“I’m super-excited” MSBSD Superintendent looks forward to new school year

It is mid-July, the middle of summer break, and for many students, the start of school is a distant thought. Meanwhile, Matanuska Susitna Borough School District Superintendent Dr. Randi Trani is hard at work planning for the upcoming school year.

He took time to talk about the upcoming school year and what he is looking forward to as the August 16 school start day quickly approaches.

“I am looking forward to a more normal school year, like the last half of last year,” he says, talking about having a normal school year, free of pandemics and shutdowns.

“I hope COVID levels stay down and schools can focus on achievement.”

The first thing is to get in-person attendance back up to pre-pandemic levels.

“Attendance has been rooted in COVID, and as we have started to put it behind us, there is improvement, but daily attendance across the board has been down,” Dr. Trani says. He is hopeful that students and families return to an in-person attendance normalcy without any more confusing shutdowns or distance learning.

The hardest hit by COVID nationwide are the students who are getting ready to enter the 2nd grade. In a study released in January from Brown University, findings reflect that achievement tended to drop more between fall 2020 and 2021 than between fall 2019 and 2020, indicating that disruptions and prolonged school closures to learning have continued to negatively impact students well past the initial hits following the spring 2020 school closures.

“They were in Kindergarten when COVID hit, a time when most kids are stepping into the classroom for tor the first time, and nationwide, those students were impacted the most,” adds Dr. Trani.

Shoring up learning deficits from COVID is one of the challenges Dr. Trani faces. Another is the implementation of a new Professional Development model known as “PLC Mondays.”

PLC, short for Professional Learning Communities, is a set time each week for teachers and other educators meet to collaborate, discuss best practices, and work to improve teaching and learning. For the upcoming school year, select schools will implement PLC on Monday mornings before the start of school.

“The high schools and middle schools will still have the same core time, there will be no loss in teaching time, and in fact some time will increase for the most vulnerable students,” says Dr. Trani, who believes that implementing PLC Mondays will improve the trajectory of student learning and performance.

Dr. Trani is proud that overall, the school district performs really well, but worries when compared to districts across the United States. He is looking at ways to change that, starting with a focus on teaching to standards. By that, he means “What do we want kids to learn and know?” He references teacher clarity as a means to reach the deepest level of learning, in which teachers and students have a clear, shared understanding of the ultimate learning goal behind each lesson.

“When teachers understand and people are invested in whatever they’re doing, they perform better,” said Dr. Trani.

Understanding and investing in student performance are top priorities, and Dr.
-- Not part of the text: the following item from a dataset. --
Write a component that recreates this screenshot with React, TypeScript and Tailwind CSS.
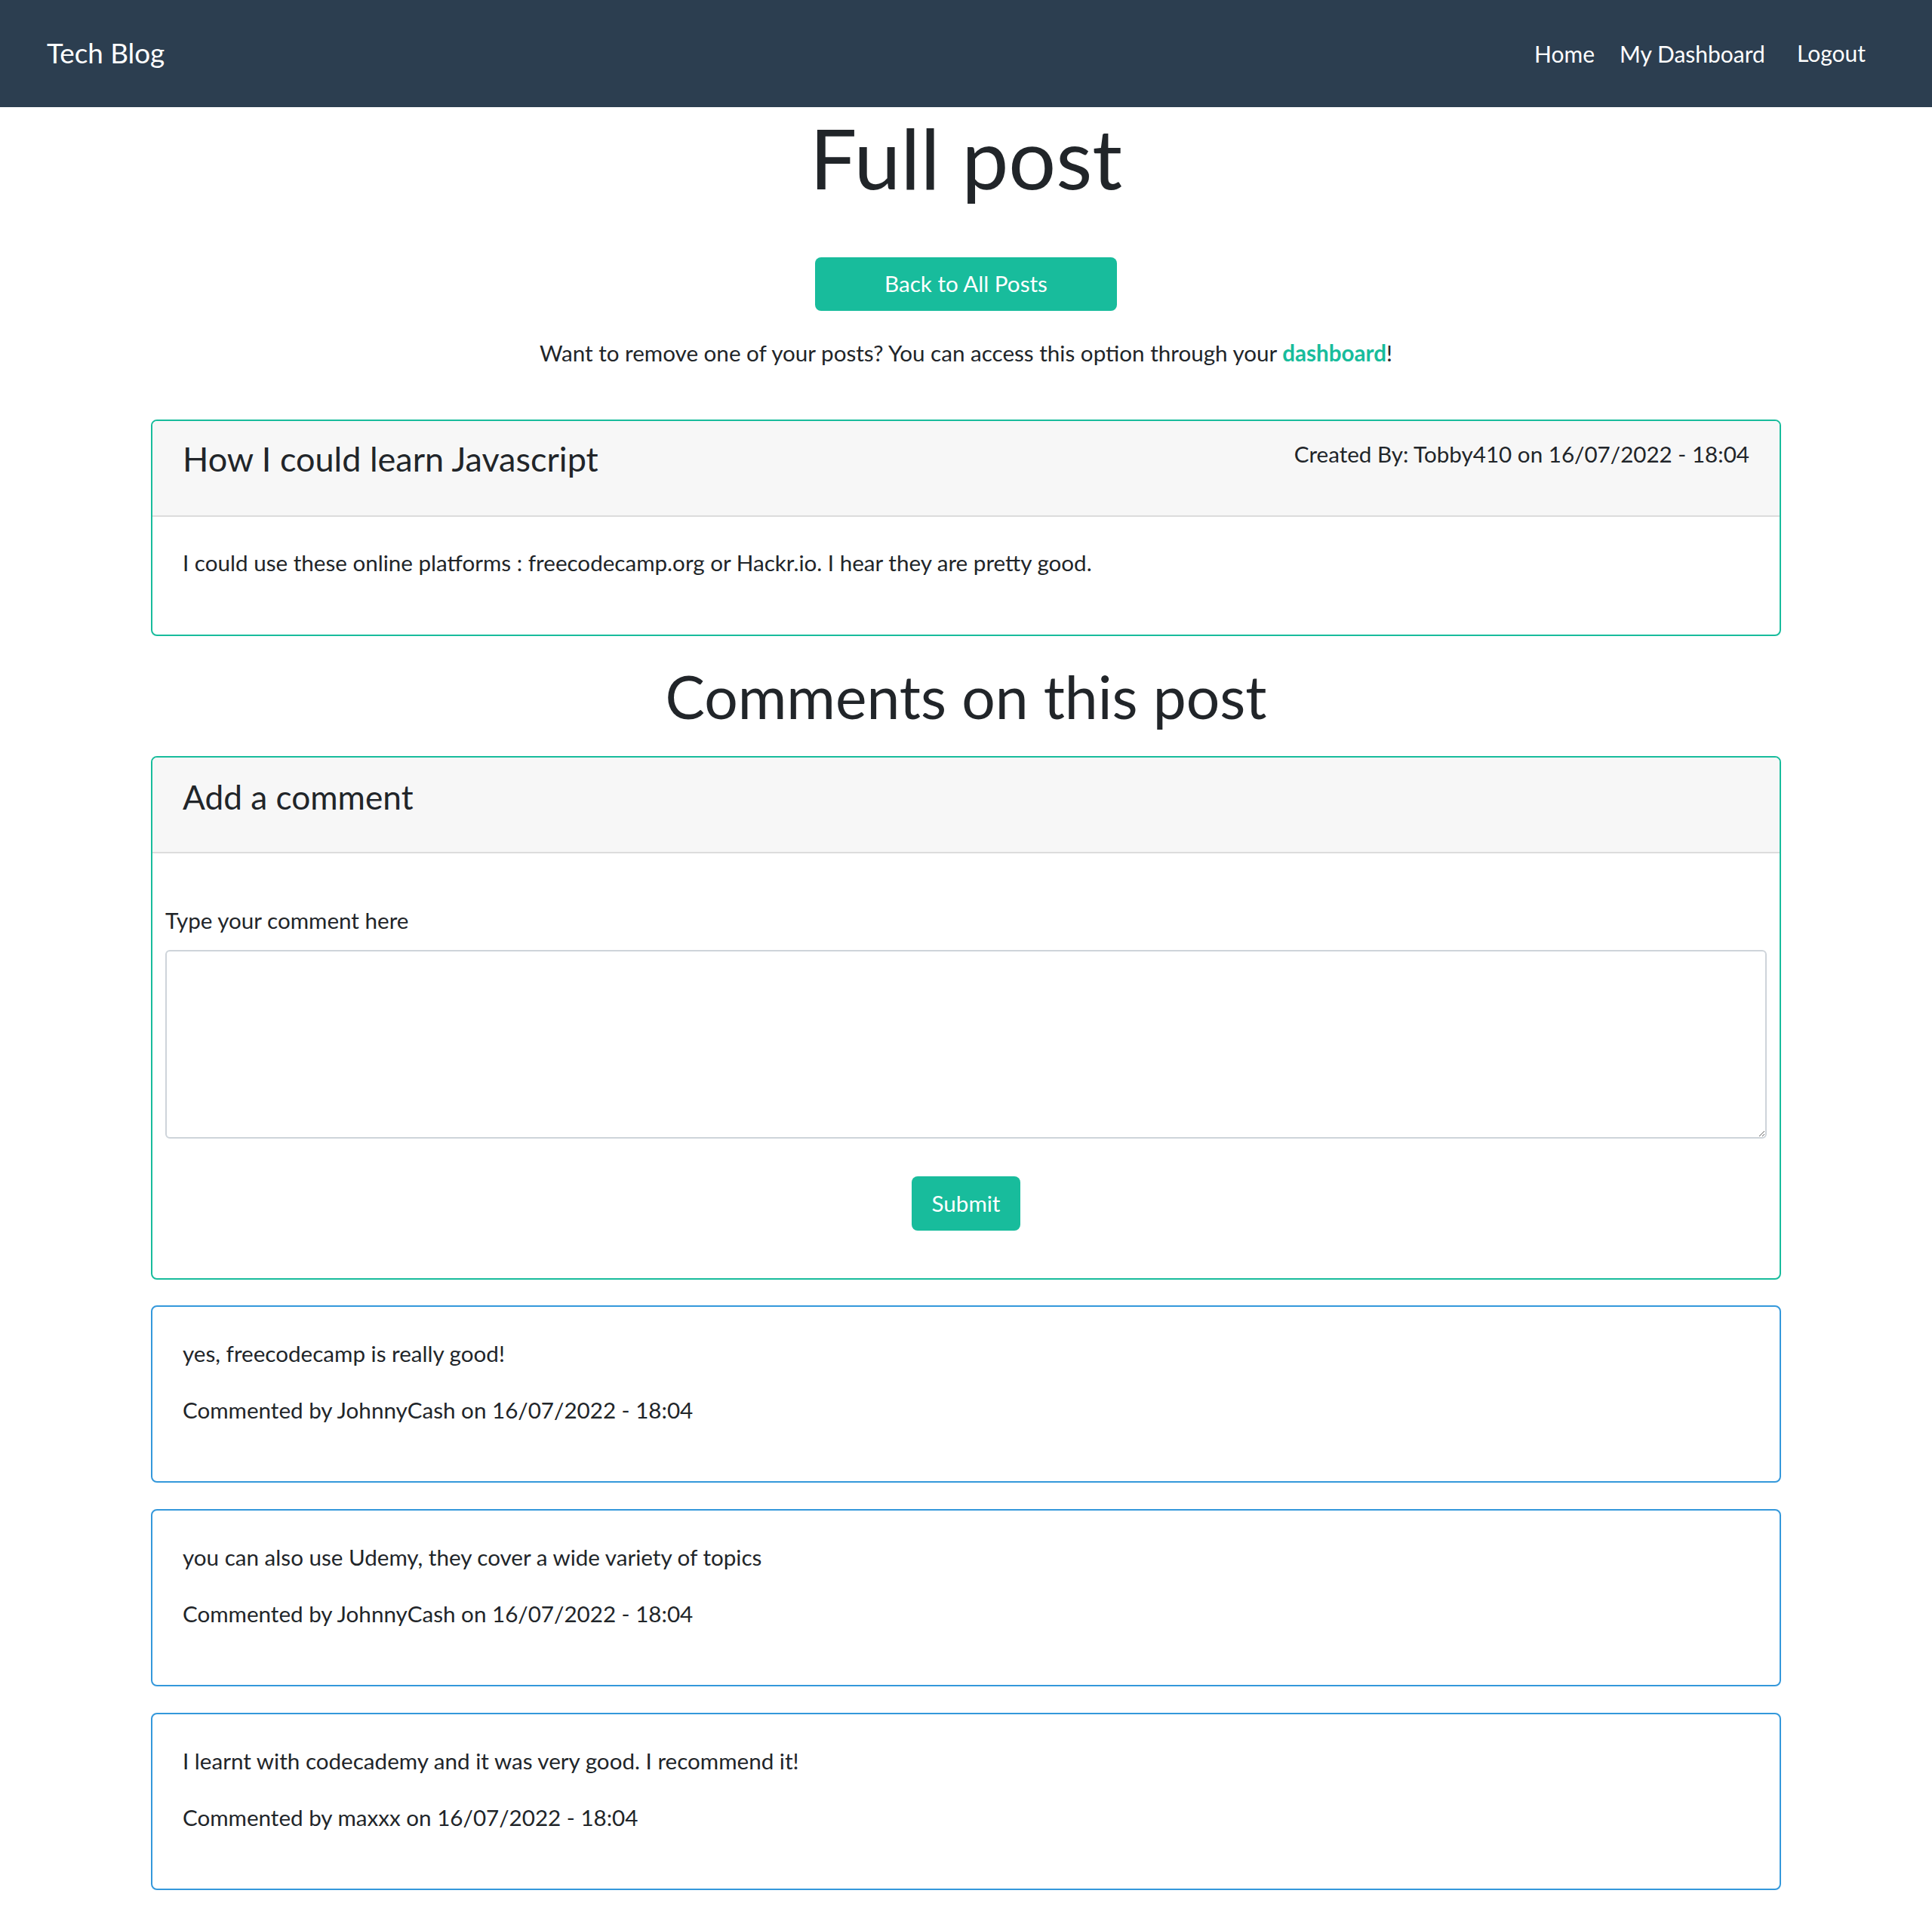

Trani hopes that the hard work and collaboration will pay off, but also acknowledges that it must be reflected in common assessments.

“How are we measuring their learning?” Dr. Trani would like to see learning be equal across the board, no matter where or how students are learning.

“For example, if a student is taking Algebra 1, and receives an ‘A,’ that’s great, but there is no common assessment of what that means, what they learned. How do we know that they learned it?” While this is covered in the formative assessments students take throughout the coursework, Dr. Trani wants the Algebra 1 class a student takes at Palmer to be the same as the Algebra 1 taken at Wasilla, Houston, or Su Valley, or any other school across the district.

“I want the learning to be exactly the same and measured the same so if a student transfers from 1 school to another, there isn’t anything lost.”

While that could pose a daunting challenge for a district as large as the Mat-Su Borough school district, which is often compared in size to West Virginia, Dr. Trani is optimistic about the future of MSBSD.

“I’m super excited for the new school year. There are great things in store and a real opportunity to impact more students.”

One great thing that students, parents, and teachers are indeed looking forward to is the opening of the new Houston High School, which was irreparably damaged during the 2018 earthquake, and demolished in 2020. Houston High was forced to combine into the Houston Junior-Senior High School while construction has gotten underway.

“Everything is still on schedule to open mid-year. It’s going to be great.”

The estimated delivery date for the new Houston High School is December 2022, with an anticipated opening of January 2023.